December 23, 2011—An organization of over 800 non-profit and public hospitals that participate in the 340B program has written to drug manufacturer Sanofi-Aventis to express concern over the discontinuation of its institutional patient assistance program as well as the termination of its free drug program for the anti-coagulant Lovenox.
In the letter, Safety Net Hospitals for Pharmaceutical Access (SNHPA) argues that Sanofi’s decision could have a “devastating effect” on public and non-profit hospitals and their many patients who rely on the availability of the company’s medications for their survival. Without easy access to these many lifesaving drugs, some patients have found themselves with no other viable alternative, SNHPA said.

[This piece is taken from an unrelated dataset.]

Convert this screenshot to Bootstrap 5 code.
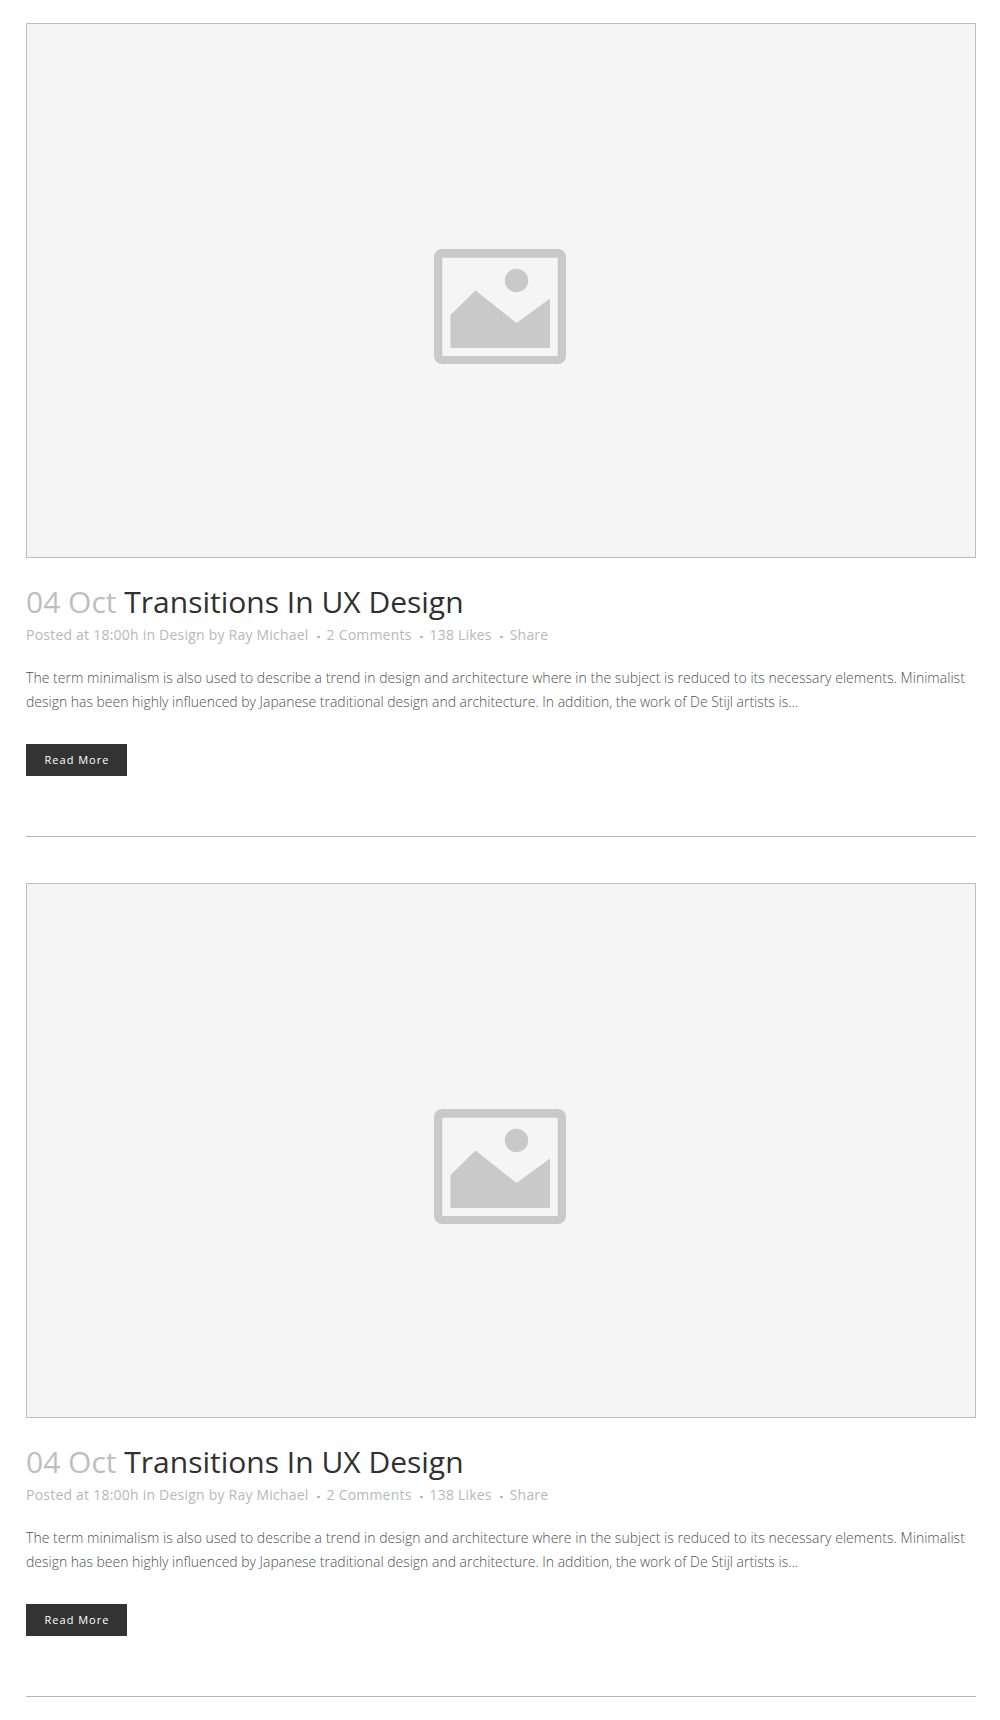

SNHPA’s letter to Sanofi comes on the heels of another sent out on Nov. 22 by the National Association of Free Clinics (NAFC), a group representing free and charitable health clinics across the country. In it, the organization asked that Sanofi consider reinstituting limited bulk replenishment of certain drugs, such as Lantus and Apidra, in addition to allowing for more time to transition patients to the traditional PAP which requires patients to complete forms individually. Sanofi responded to NAFC’s request in a Dec. 6 call with the organization by stating that at this point and time they had no plans to alter their current strategy.
As reported in a recent Monitor article on the drug company’s decision, hospitals and clinics are concerned that Sanofi’s move to discontinue institutional and traditional PAP coverage for drugs such as Lovenox will require them to shoulder the full cost in order to continue providing these medications to their patients. This major change for hospitals comes at a time when most have already finalized their budgets for the upcoming fiscal year. As a result, many health facilities could now potentially face, as in the words of some pharmacy managers, budgetary shortfalls of $100,000 or more, forcing them to have to juggle the adoption of clinically acceptable alternatives while still maintaining the highest quality patient care.
Sanofi has pointed out that their products that have no generic versions “are still covered under the (traditional) PAP, which continues and covers more than 30 medicines.” Moreover, Lovenox, the most high profile drug affected by the program discontinuation, is currently available at a 340B price, but according to one outpatient pharmacy manager at a large metropolitan health system, “doesn’t have much competition in the market so it’s pretty expensive even at that price.”
Sanofi’s decision to also do away entirely with its institutional patient assistance program (IPAP) has raised additional concerns throughout the health care community. According to SNHPA, ‘termination of the institutional program will also create a significant increase in demand for the individual program, which hospitals are not equipped to meet.” Some pharmacy managers are worried that Sanofi’s timetable for its changes won’t leave them with enough time to complete the paperwork necessary to transfer patients to the traditional PAP. In addition, SNHPA argues that the individual model is less efficient than the institutional model, forcing patients to overcome multiple bureaucratic hurdles before they can receive their medication.
In its letter, SHNPA stated that it was willing to work with Sanofi to develop a viable solution for both its members and the drug manufacturer.